*What needs to be done*
Copy each line that contains the string "this".

*Task inputs*

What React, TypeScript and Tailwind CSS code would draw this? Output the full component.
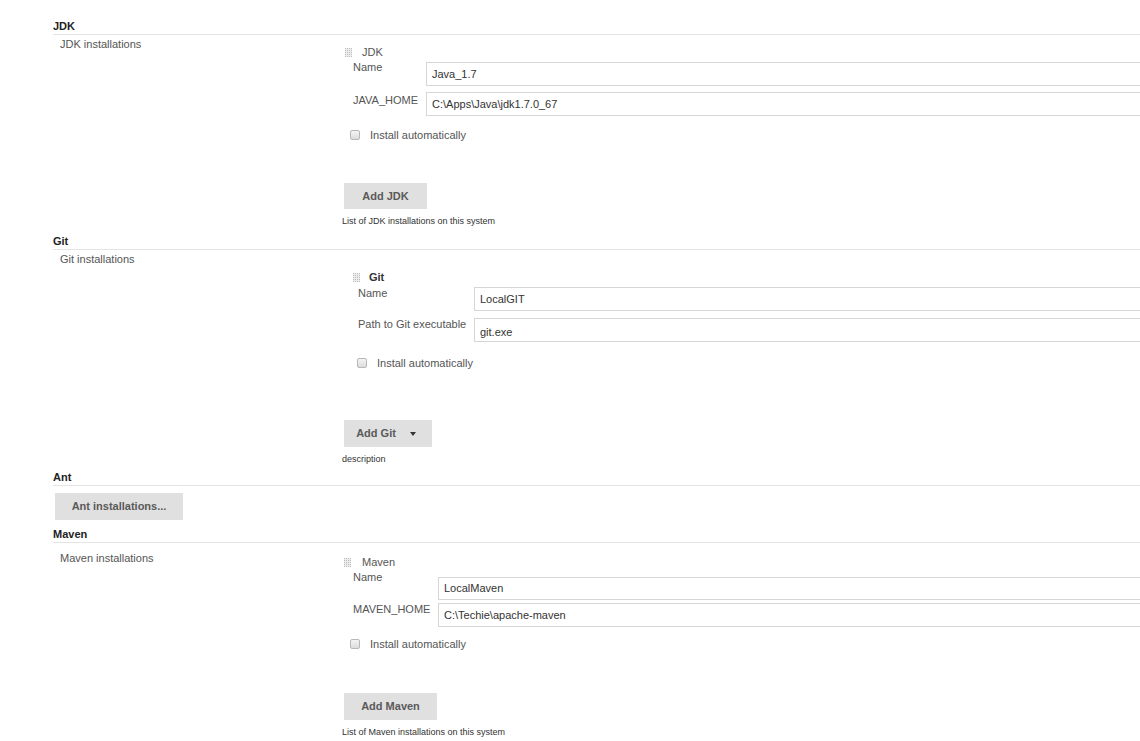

---

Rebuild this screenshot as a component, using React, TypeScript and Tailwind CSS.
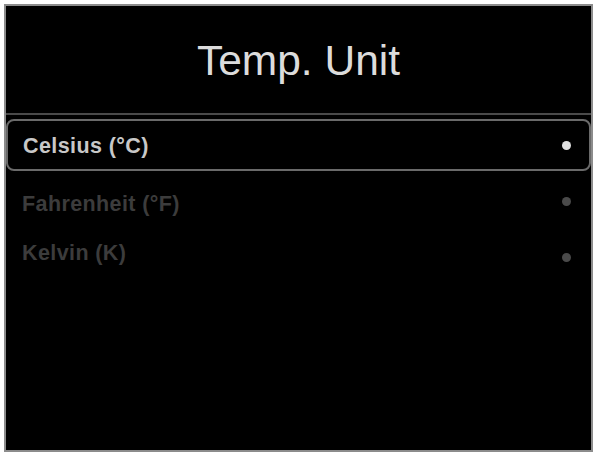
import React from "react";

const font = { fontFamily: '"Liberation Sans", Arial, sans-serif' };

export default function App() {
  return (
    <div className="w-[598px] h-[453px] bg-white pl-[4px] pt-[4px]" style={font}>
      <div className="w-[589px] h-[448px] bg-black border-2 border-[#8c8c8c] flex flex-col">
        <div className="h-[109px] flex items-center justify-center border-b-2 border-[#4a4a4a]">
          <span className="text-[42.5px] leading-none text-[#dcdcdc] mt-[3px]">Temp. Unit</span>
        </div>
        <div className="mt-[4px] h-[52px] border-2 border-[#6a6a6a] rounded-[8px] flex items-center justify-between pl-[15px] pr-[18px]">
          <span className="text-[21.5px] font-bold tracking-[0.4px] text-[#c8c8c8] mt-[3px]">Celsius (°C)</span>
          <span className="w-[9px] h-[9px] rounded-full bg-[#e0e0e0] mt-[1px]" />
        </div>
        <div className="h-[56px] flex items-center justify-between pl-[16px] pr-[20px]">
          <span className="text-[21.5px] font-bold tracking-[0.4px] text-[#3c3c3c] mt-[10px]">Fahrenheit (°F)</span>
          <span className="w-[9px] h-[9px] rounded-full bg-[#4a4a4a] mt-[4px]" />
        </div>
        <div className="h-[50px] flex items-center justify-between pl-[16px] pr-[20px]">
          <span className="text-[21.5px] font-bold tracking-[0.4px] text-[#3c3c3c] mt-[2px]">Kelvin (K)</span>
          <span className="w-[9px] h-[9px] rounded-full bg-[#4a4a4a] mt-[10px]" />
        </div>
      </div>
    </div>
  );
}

*Final result*
What React, TypeScript and Tailwind CSS code would draw this? Output the full component.
Rebuild this screenshot as a component, using React, TypeScript and Tailwind CSS.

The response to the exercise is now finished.